**Exercise material**.
..............................
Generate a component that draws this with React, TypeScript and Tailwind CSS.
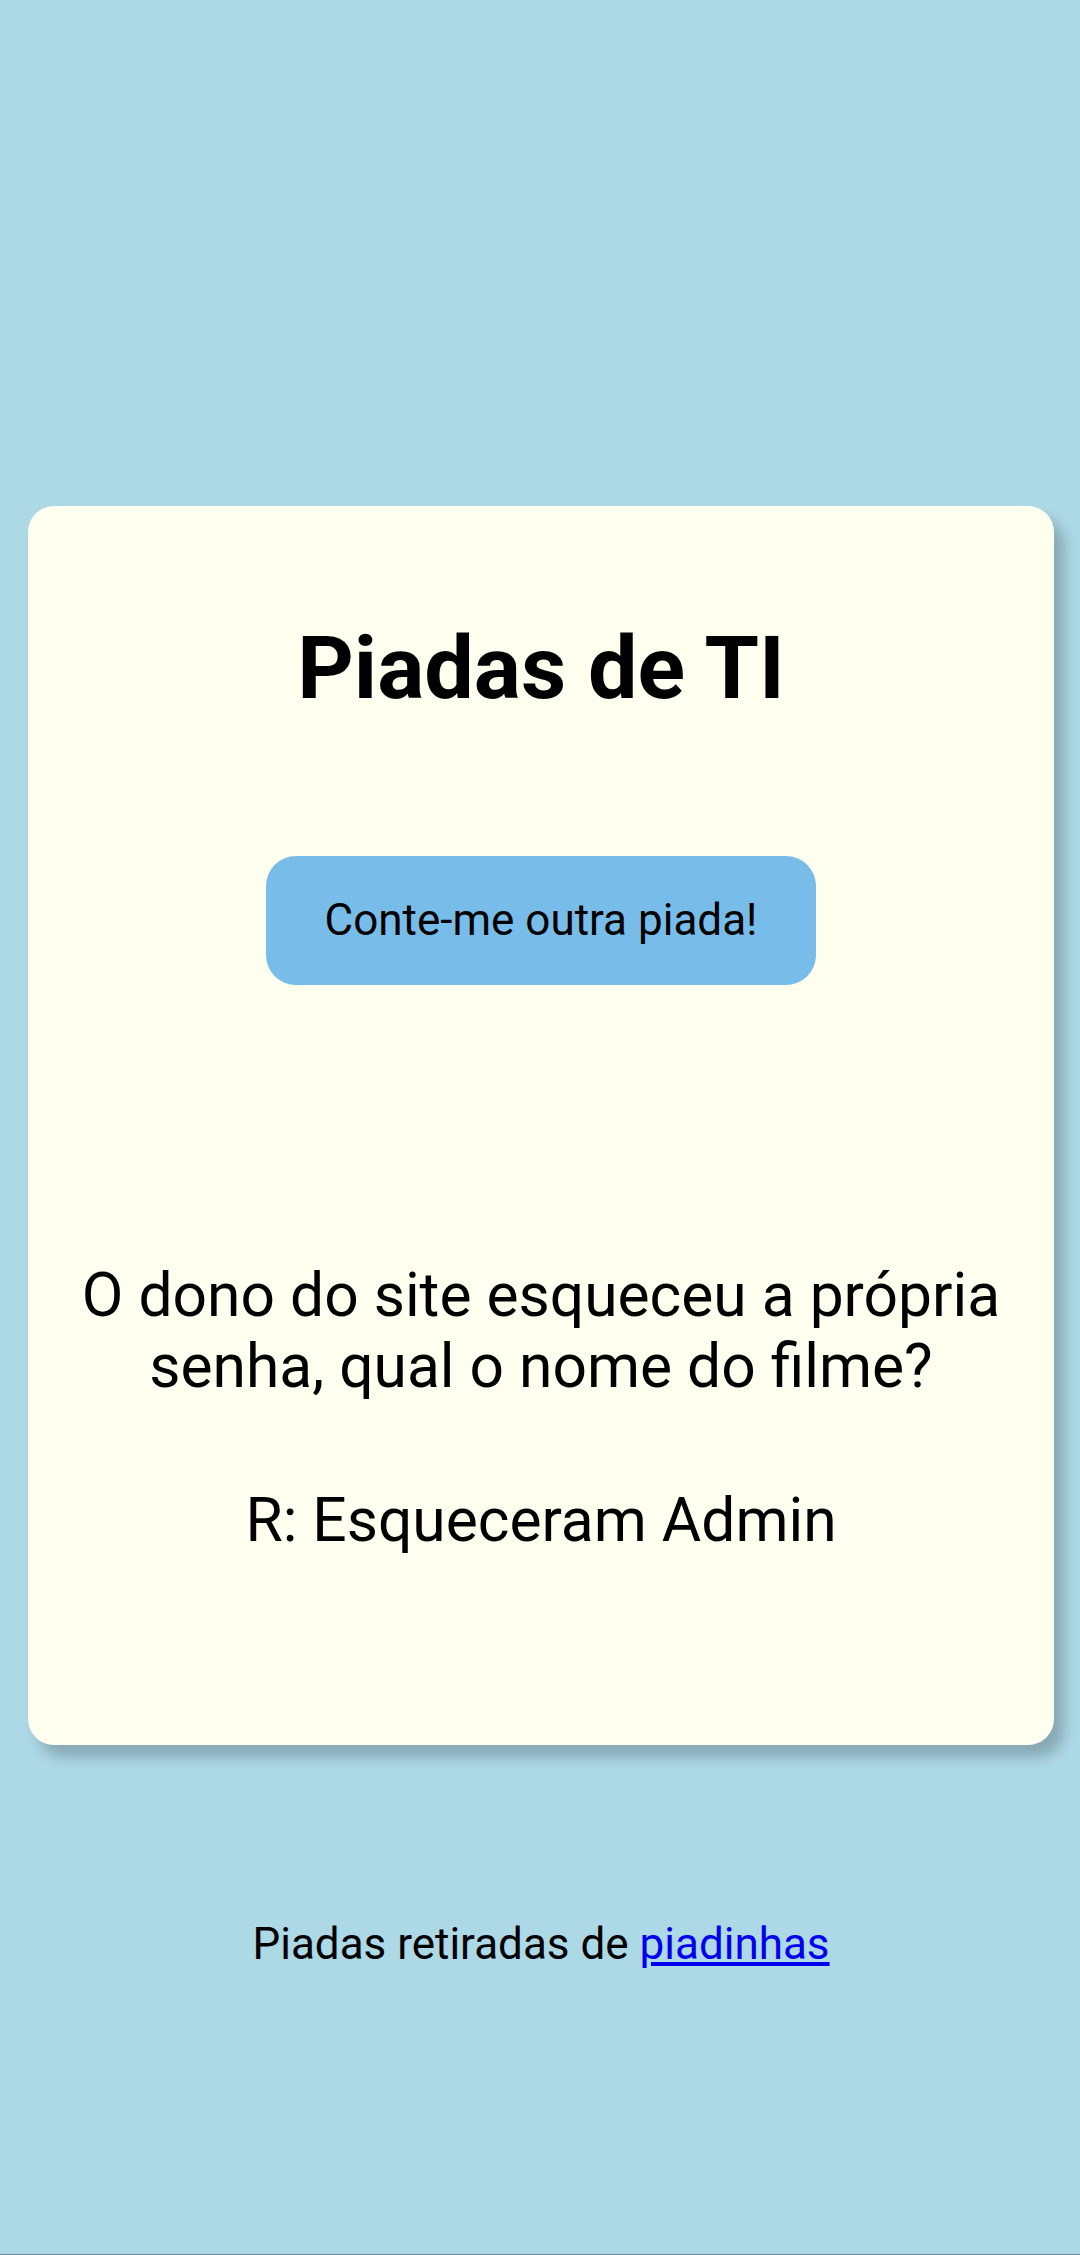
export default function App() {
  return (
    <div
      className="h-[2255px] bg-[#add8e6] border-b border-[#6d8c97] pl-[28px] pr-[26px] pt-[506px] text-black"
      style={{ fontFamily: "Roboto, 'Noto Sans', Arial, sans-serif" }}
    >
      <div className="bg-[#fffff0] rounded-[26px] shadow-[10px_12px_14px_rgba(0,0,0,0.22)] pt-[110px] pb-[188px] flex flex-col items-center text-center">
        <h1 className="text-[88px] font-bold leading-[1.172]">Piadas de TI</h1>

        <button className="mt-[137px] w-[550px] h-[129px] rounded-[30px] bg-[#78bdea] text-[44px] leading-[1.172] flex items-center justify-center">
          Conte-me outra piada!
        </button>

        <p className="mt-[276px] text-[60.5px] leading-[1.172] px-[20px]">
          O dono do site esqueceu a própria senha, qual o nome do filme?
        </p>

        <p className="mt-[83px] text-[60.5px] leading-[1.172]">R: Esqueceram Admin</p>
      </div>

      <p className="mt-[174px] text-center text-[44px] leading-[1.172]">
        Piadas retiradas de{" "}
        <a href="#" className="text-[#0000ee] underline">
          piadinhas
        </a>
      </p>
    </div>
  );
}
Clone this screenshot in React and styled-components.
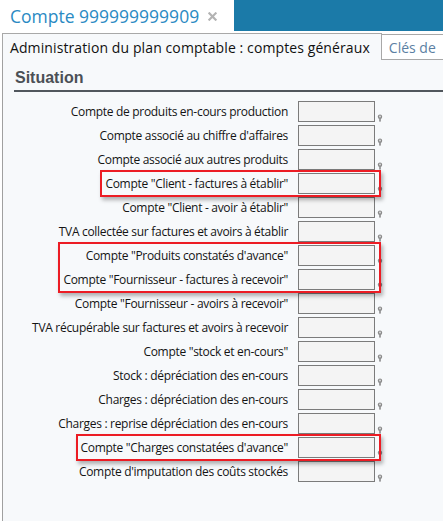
..............................
**Required work**. Gather up the lines containing the word "this" from these records and copy them.

**Completed task**.
Generate a component that draws this with React, TypeScript and Tailwind CSS.
Clone this screenshot in React and styled-components.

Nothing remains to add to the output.